*Data block*.
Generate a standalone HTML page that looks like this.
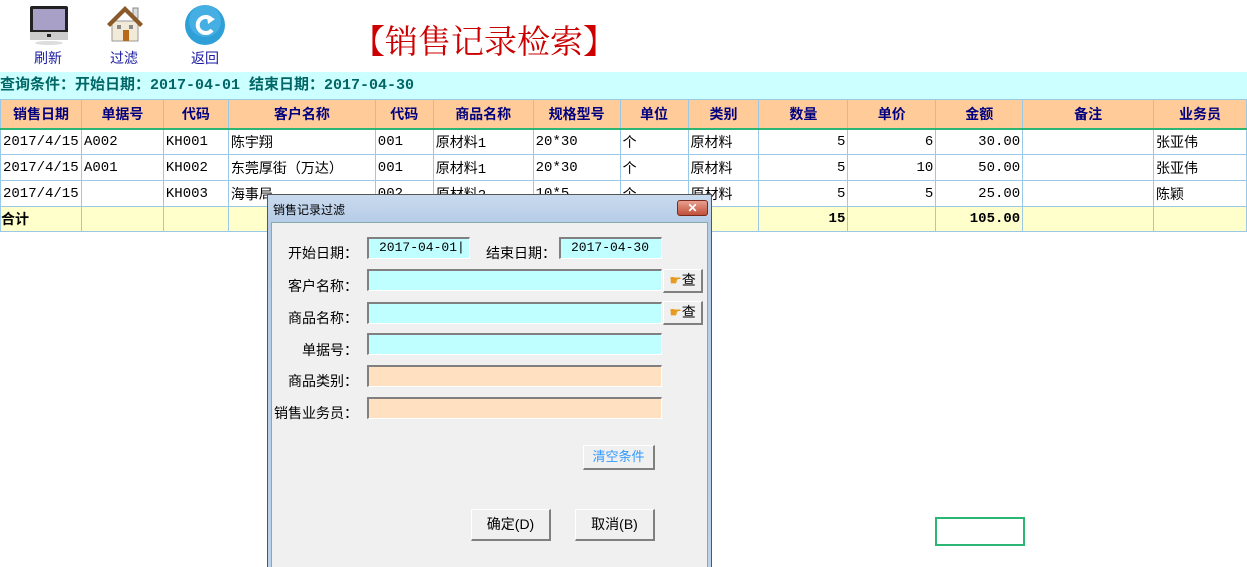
<!DOCTYPE html>
<html style="width:1247px;height:567px;overflow:hidden"><head><meta charset="utf-8"><style>
*{margin:0;padding:0;box-sizing:border-box}
body{width:1247px;height:567px;background:#fff;position:relative;overflow:hidden;font-family:"Liberation Sans","Noto Sans CJK SC",sans-serif}
.a{position:absolute}
.tb{font-size:14px;color:#1a1aa0;text-align:center;width:60px}
table{position:absolute;left:0;top:99px;border-collapse:collapse;table-layout:fixed;font-family:"Liberation Mono","Noto Sans CJK SC",monospace;font-size:14px}
td{border:1px solid #9cc8e8;height:26px;padding:0 2px;white-space:nowrap;overflow:hidden}
tr.h td{background:#ffcc99;color:#000080;font-weight:bold;text-align:center;font-family:"Liberation Sans","Noto Sans CJK SC",sans-serif;height:29px;border-bottom:2px solid #2bb673}
tr.t td{background:#ffffcc;font-weight:bold;height:25px}
.r{text-align:right}
.dlg{font-size:13px;color:#000}
.in{position:absolute;border-top:2px solid #808080;border-left:2px solid #808080;border-bottom:1px solid #fff;border-right:1px solid #fff;font-family:"Liberation Mono",monospace;font-size:13px;padding-left:10px;line-height:18px}
.lb{position:absolute;text-align:right;width:110px;left:248px;font-size:14px}
.btn{position:absolute;background:#f0f0f0;border-top:1px solid #fff;border-left:1px solid #fff;border-right:2px solid #808080;border-bottom:2px solid #808080;text-align:center;font-size:14px}
</style></head><body>
<svg class="a" style="left:28px;top:5px" width="44" height="40"><rect x="2" y="1" width="38" height="28" rx="2" fill="#222"/><rect x="5" y="4" width="32" height="21" fill="#a9a0c8"/><rect x="2" y="27" width="38" height="8" fill="#ccc"/><rect x="19" y="29" width="4" height="3" fill="#222"/><ellipse cx="21" cy="38" rx="14" ry="2" fill="#ddd"/></svg>
<svg class="a" style="left:104px;top:3px" width="42" height="42"><rect x="29" y="5" width="5" height="10" fill="#ddd" stroke="#888"/><rect x="8" y="18" width="26" height="20" fill="#f2ead8" stroke="#999"/><polygon points="3,21 21,3 39,21 36,24 21,9 6,24" fill="#8b5a2b"/><rect x="13" y="22" width="4" height="4" fill="#888"/><rect x="25" y="22" width="4" height="4" fill="#888"/><rect x="19" y="27" width="6" height="11" fill="#b86a1a"/></svg>
<svg class="a" style="left:185px;top:5px" width="42" height="42"><circle cx="20" cy="20" r="20" fill="#2f9fd8"/><circle cx="20" cy="16" r="16" fill="#5cc0ee" opacity=".5"/><path d="M26 14 A8 8 0 1 0 27 25" stroke="#fff" stroke-width="4" fill="none"/><polygon points="22,10 30,14 23,19" fill="#fff"/></svg>
<div class="a tb" style="left:18px;top:48px">刷新</div>
<div class="a tb" style="left:94px;top:48px">过滤</div>
<div class="a tb" style="left:175px;top:48px">返回</div>
<div class="a" style="left:352px;top:16px;font-size:33px;color:#cc0000;font-family:'Noto Serif CJK SC','Noto Sans CJK SC',serif">【销售记录检索】</div>
<div class="a" style="left:0;top:72px;width:1247px;height:27px;background:#ccffff;color:#006666;font-weight:bold;font-size:15px;line-height:28px;font-family:'Liberation Mono','Noto Sans CJK SC',monospace">查询条件：开始日期：2017-04-01 结束日期：2017-04-30</div>
<table>
<colgroup><col style="width:81px"><col style="width:82px"><col style="width:65px"><col style="width:147px"><col style="width:58px"><col style="width:100px"><col style="width:87px"><col style="width:68px"><col style="width:71px"><col style="width:89px"><col style="width:88px"><col style="width:87px"><col style="width:131px"><col style="width:93px"></colgroup>
<tr class="h"><td>销售日期</td><td>单据号</td><td>代码</td><td>客户名称</td><td>代码</td><td>商品名称</td><td>规格型号</td><td>单位</td><td>类别</td><td>数量</td><td>单价</td><td>金额</td><td>备注</td><td>业务员</td></tr>
<tr><td>2017/4/15</td><td>A002</td><td>KH001</td><td>陈宇翔</td><td>001</td><td>原材料1</td><td>20*30</td><td>个</td><td>原材料</td><td class="r">5</td><td class="r">6</td><td class="r">30.00</td><td></td><td>张亚伟</td></tr>
<tr><td>2017/4/15</td><td>A001</td><td>KH002</td><td>东莞厚街（万达）</td><td>001</td><td>原材料1</td><td>20*30</td><td>个</td><td>原材料</td><td class="r">5</td><td class="r">10</td><td class="r">50.00</td><td></td><td>张亚伟</td></tr>
<tr><td>2017/4/15</td><td></td><td>KH003</td><td>海事局</td><td>002</td><td>原材料2</td><td>10*5</td><td>个</td><td>原材料</td><td class="r">5</td><td class="r">5</td><td class="r">25.00</td><td></td><td>陈颖</td></tr>
<tr class="t"><td style="padding:0">合计</td><td></td><td></td><td></td><td></td><td></td><td></td><td></td><td></td><td class="r">15</td><td></td><td class="r">105.00</td><td></td><td></td></tr>
</table>
<div class="a" style="left:935px;top:517px;width:90px;height:29px;border:2px solid #2bb673"></div>
<div class="a dlg" style="left:267px;top:194px;width:445px;height:373px;border:1px solid #555;border-bottom:none;background:linear-gradient(#c9daee,#b4cbe6 30px,#bcd2ea);overflow:hidden">
 <div class="a" style="left:5px;top:6px;font-size:12px">销售记录过滤</div>
 <div class="a" style="left:409px;top:5px;width:31px;height:16px;border:1px solid #7a2a1a;border-radius:3px;background:linear-gradient(#e8a090,#c0503a);color:#fff;font-weight:bold;text-align:center;font-size:12px;line-height:14px">✕</div>
 <div class="a" style="left:3px;top:27px;width:437px;height:360px;background:#f0f0f0;border:1px solid #8aa"></div>
</div>
<div class="lb" style="top:243px">开始日期：</div>
<div class="in" style="left:367px;top:237px;width:103px;height:22px;background:#c0ffff">2017-04-01|</div>
<div class="a" style="left:486px;top:243px;font-size:14px">结束日期：</div>
<div class="in" style="left:559px;top:237px;width:103px;height:22px;background:#c0ffff">2017-04-30</div>
<div class="lb" style="top:276px">客户名称：</div>
<div class="in" style="left:367px;top:269px;width:295px;height:22px;background:#c0ffff"></div>
<div class="btn" style="left:663px;top:269px;width:40px;height:24px;line-height:20px"><span style="color:#e89a20">☛</span>查</div>
<div class="lb" style="top:308px">商品名称：</div>
<div class="in" style="left:367px;top:302px;width:295px;height:22px;background:#c0ffff"></div>
<div class="btn" style="left:663px;top:301px;width:40px;height:24px;line-height:20px"><span style="color:#e89a20">☛</span>查</div>
<div class="lb" style="top:340px">单据号：</div>
<div class="in" style="left:367px;top:333px;width:295px;height:22px;background:#c0ffff"></div>
<div class="lb" style="top:371px">商品类别：</div>
<div class="in" style="left:367px;top:365px;width:295px;height:22px;background:#ffe0c0"></div>
<div class="lb" style="top:403px">销售业务员：</div>
<div class="in" style="left:367px;top:397px;width:295px;height:22px;background:#ffe0c0"></div>
<div class="btn" style="left:583px;top:445px;width:72px;height:25px;line-height:22px;font-size:13px;color:#3399ff">清空条件</div>
<div class="btn" style="left:471px;top:509px;width:80px;height:32px;line-height:29px">确定(D)</div>
<div class="btn" style="left:575px;top:509px;width:80px;height:32px;line-height:29px">取消(B)</div>
</body></html>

*Aim of the task*. Copy out the listing exactly as it stands, but not the pictures.

*Written response*.
Generate a standalone HTML page that looks like this.
<!DOCTYPE html>
<html style="width:1247px;height:567px;overflow:hidden"><head><meta charset="utf-8"><style>
*{margin:0;padding:0;box-sizing:border-box}
body{width:1247px;height:567px;background:#fff;position:relative;overflow:hidden;font-family:"Liberation Sans","Noto Sans CJK SC",sans-serif}
.a{position:absolute}
.tb{font-size:14px;color:#1a1aa0;text-align:center;width:60px}
table{position:absolute;left:0;top:99px;border-collapse:collapse;table-layout:fixed;font-family:"Liberation Mono","Noto Sans CJK SC",monospace;font-size:14px}
td{border:1px solid #9cc8e8;height:26px;padding:0 2px;white-space:nowrap;overflow:hidden}
tr.h td{background:#ffcc99;color:#000080;font-weight:bold;text-align:center;font-family:"Liberation Sans","Noto Sans CJK SC",sans-serif;height:29px;border-bottom:2px solid #2bb673}
tr.t td{background:#ffffcc;font-weight:bold;height:25px}
.r{text-align:right}
.dlg{font-size:13px;color:#000}
.in{position:absolute;border-top:2px solid #808080;border-left:2px solid #808080;border-bottom:1px solid #fff;border-right:1px solid #fff;font-family:"Liberation Mono",monospace;font-size:13px;padding-left:10px;line-height:18px}
.lb{position:absolute;text-align:right;width:110px;left:248px;font-size:14px}
.btn{position:absolute;background:#f0f0f0;border-top:1px solid #fff;border-left:1px solid #fff;border-right:2px solid #808080;border-bottom:2px solid #808080;text-align:center;font-size:14px}
</style></head><body>
<svg class="a" style="left:28px;top:5px" width="44" height="40"><rect x="2" y="1" width="38" height="28" rx="2" fill="#222"/><rect x="5" y="4" width="32" height="21" fill="#a9a0c8"/><rect x="2" y="27" width="38" height="8" fill="#ccc"/><rect x="19" y="29" width="4" height="3" fill="#222"/><ellipse cx="21" cy="38" rx="14" ry="2" fill="#ddd"/></svg>
<svg class="a" style="left:104px;top:3px" width="42" height="42"><rect x="29" y="5" width="5" height="10" fill="#ddd" stroke="#888"/><rect x="8" y="18" width="26" height="20" fill="#f2ead8" stroke="#999"/><polygon points="3,21 21,3 39,21 36,24 21,9 6,24" fill="#8b5a2b"/><rect x="13" y="22" width="4" height="4" fill="#888"/><rect x="25" y="22" width="4" height="4" fill="#888"/><rect x="19" y="27" width="6" height="11" fill="#b86a1a"/></svg>
<svg class="a" style="left:185px;top:5px" width="42" height="42"><circle cx="20" cy="20" r="20" fill="#2f9fd8"/><circle cx="20" cy="16" r="16" fill="#5cc0ee" opacity=".5"/><path d="M26 14 A8 8 0 1 0 27 25" stroke="#fff" stroke-width="4" fill="none"/><polygon points="22,10 30,14 23,19" fill="#fff"/></svg>
<div class="a tb" style="left:18px;top:48px">刷新</div>
<div class="a tb" style="left:94px;top:48px">过滤</div>
<div class="a tb" style="left:175px;top:48px">返回</div>
<div class="a" style="left:352px;top:16px;font-size:33px;color:#cc0000;font-family:'Noto Serif CJK SC','Noto Sans CJK SC',serif">【销售记录检索】</div>
<div class="a" style="left:0;top:72px;width:1247px;height:27px;background:#ccffff;color:#006666;font-weight:bold;font-size:15px;line-height:28px;font-family:'Liberation Mono','Noto Sans CJK SC',monospace">查询条件：开始日期：2017-04-01 结束日期：2017-04-30</div>
<table>
<colgroup><col style="width:81px"><col style="width:82px"><col style="width:65px"><col style="width:147px"><col style="width:58px"><col style="width:100px"><col style="width:87px"><col style="width:68px"><col style="width:71px"><col style="width:89px"><col style="width:88px"><col style="width:87px"><col style="width:131px"><col style="width:93px"></colgroup>
<tr class="h"><td>销售日期</td><td>单据号</td><td>代码</td><td>客户名称</td><td>代码</td><td>商品名称</td><td>规格型号</td><td>单位</td><td>类别</td><td>数量</td><td>单价</td><td>金额</td><td>备注</td><td>业务员</td></tr>
<tr><td>2017/4/15</td><td>A002</td><td>KH001</td><td>陈宇翔</td><td>001</td><td>原材料1</td><td>20*30</td><td>个</td><td>原材料</td><td class="r">5</td><td class="r">6</td><td class="r">30.00</td><td></td><td>张亚伟</td></tr>
<tr><td>2017/4/15</td><td>A001</td><td>KH002</td><td>东莞厚街（万达）</td><td>001</td><td>原材料1</td><td>20*30</td><td>个</td><td>原材料</td><td class="r">5</td><td class="r">10</td><td class="r">50.00</td><td></td><td>张亚伟</td></tr>
<tr><td>2017/4/15</td><td></td><td>KH003</td><td>海事局</td><td>002</td><td>原材料2</td><td>10*5</td><td>个</td><td>原材料</td><td class="r">5</td><td class="r">5</td><td class="r">25.00</td><td></td><td>陈颖</td></tr>
<tr class="t"><td style="padding:0">合计</td><td></td><td></td><td></td><td></td><td></td><td></td><td></td><td></td><td class="r">15</td><td></td><td class="r">105.00</td><td></td><td></td></tr>
</table>
<div class="a" style="left:935px;top:517px;width:90px;height:29px;border:2px solid #2bb673"></div>
<div class="a dlg" style="left:267px;top:194px;width:445px;height:373px;border:1px solid #555;border-bottom:none;background:linear-gradient(#c9daee,#b4cbe6 30px,#bcd2ea);overflow:hidden">
 <div class="a" style="left:5px;top:6px;font-size:12px">销售记录过滤</div>
 <div class="a" style="left:409px;top:5px;width:31px;height:16px;border:1px solid #7a2a1a;border-radius:3px;background:linear-gradient(#e8a090,#c0503a);color:#fff;font-weight:bold;text-align:center;font-size:12px;line-height:14px">✕</div>
 <div class="a" style="left:3px;top:27px;width:437px;height:360px;background:#f0f0f0;border:1px solid #8aa"></div>
</div>
<div class="lb" style="top:243px">开始日期：</div>
<div class="in" style="left:367px;top:237px;width:103px;height:22px;background:#c0ffff">2017-04-01|</div>
<div class="a" style="left:486px;top:243px;font-size:14px">结束日期：</div>
<div class="in" style="left:559px;top:237px;width:103px;height:22px;background:#c0ffff">2017-04-30</div>
<div class="lb" style="top:276px">客户名称：</div>
<div class="in" style="left:367px;top:269px;width:295px;height:22px;background:#c0ffff"></div>
<div class="btn" style="left:663px;top:269px;width:40px;height:24px;line-height:20px"><span style="color:#e89a20">☛</span>查</div>
<div class="lb" style="top:308px">商品名称：</div>
<div class="in" style="left:367px;top:302px;width:295px;height:22px;background:#c0ffff"></div>
<div class="btn" style="left:663px;top:301px;width:40px;height:24px;line-height:20px"><span style="color:#e89a20">☛</span>查</div>
<div class="lb" style="top:340px">单据号：</div>
<div class="in" style="left:367px;top:333px;width:295px;height:22px;background:#c0ffff"></div>
<div class="lb" style="top:371px">商品类别：</div>
<div class="in" style="left:367px;top:365px;width:295px;height:22px;background:#ffe0c0"></div>
<div class="lb" style="top:403px">销售业务员：</div>
<div class="in" style="left:367px;top:397px;width:295px;height:22px;background:#ffe0c0"></div>
<div class="btn" style="left:583px;top:445px;width:72px;height:25px;line-height:22px;font-size:13px;color:#3399ff">清空条件</div>
<div class="btn" style="left:471px;top:509px;width:80px;height:32px;line-height:29px">确定(D)</div>
<div class="btn" style="left:575px;top:509px;width:80px;height:32px;line-height:29px">取消(B)</div>
</body></html>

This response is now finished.